Rebuilding Haiti, and Its Tourism

Sarah Gold

I got to share in that vision—Haiti as vacation spot—on one of the last outings we took on our trip. We boarded our vans that day and drove north from Cyvadier into a range of thickly forested mountains. After parking at the entrance to a slippery uphill hiking trail, we all climbed, accompanied by guides who helped us cross rushing streams and scramble over moss-covered boulders. Eventually, we emerged into a high clearing, where we were greeted by a breathtaking sight: three glittering, cyan-blue freshwater pools surrounded by rocky cliffs and fed by a thundering waterfall.

The Bassins Bleu are some of Haiti’s most prized natural treasures. And we certainly weren’t the only ones who had come to enjoy them; everywhere, groups of Haitian teenagers and foreign travelers were floating in the clear, cold water; sunning on the rocks; and jumping off outcroppings above the pools. It wasn’t exactly peaceful—not with all the splashing and shrieking—but I felt a deep sense of calm there, of almost beatific serenity.

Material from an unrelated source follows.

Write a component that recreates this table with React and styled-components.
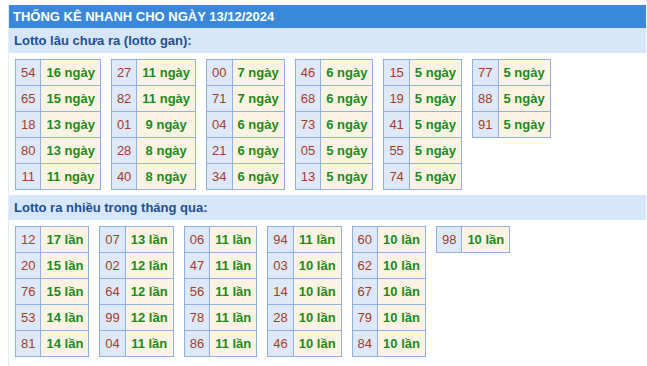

For a while I treaded water alone under the churning waterfall, watching friends and strangers cavort around me. And then suddenly I realized why I felt so happy. It wasn’t just that the pools were arrestingly beautiful. It was that I didn’t feel like a stranger here, like some sort of outside intruder. The week of working at Let Haiti Live, and being part of its community, had allowed me to feel like this was—if only a tiny bit, and only temporarily—my place, too.